I have many a times made restaurant decisions based upon your minute system, although without naming it as such. It's just a thought process–is Restaurant X worth traveling Y minutes? The food, the drinks, the service, the ambience, the noise, the cost. Oh yeah–and there's a 70% chance of rain and high winds. Maybe Restaurant X suddenly becomes too much effort for hypothetical night and will lower the bar and go to Restaurant Z, even though not quite as good, because, well, it's closer. Anyway–location, location, location. I think that's been said before.
Thanks for chiming in …
I think the truth of the matter is — and speaking of twenty minutes or fewer — there aren't that many restaurants that are worth driving more than 20 minutes for. Unless you're a food-adventurer, you're probably not going to go all over creation to hit a tiny, off-the-beaten-track Indian restaurant in the 'burbs that just happens to feature a handful of Balti-style dishes.
And even the food-adventurer is likely to wait until the weekend.

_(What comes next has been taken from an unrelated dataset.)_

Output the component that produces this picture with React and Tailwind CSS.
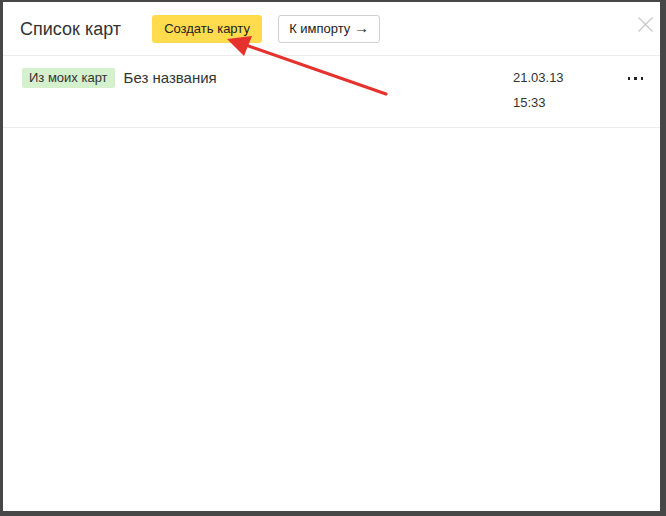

It never occurred to me that a person would go to a new restaurant in the first 2 weeks to brag–what would there be to brag about? The restaurant hasn't really found it's rhythm, they didn't have a full drink list, service stumbled. You get the point. I always thought it was either an-invite only list for soft openings or people who didn't really know the dining/food scene. Possibly just negative people, who are looking for something negative to talk about–but they are like that in every aspect of their life, easy to spot.
What there is to brag about: being first. Knowing something nobody else (presumably) knows.
It's not just Yelp. Facebook is full of this sort of thing: "Just had a cupcake from The Precious Cakery. Red Velvet. Mmmmm."
… Lunch is waiting for me. ("Getting cold," my wife says. Actually, she said it fifteen minutes ago.)
Thanks for the liveliness, everyone — takes my mind (and yours, too, i hope) off this cold, gray rainy day.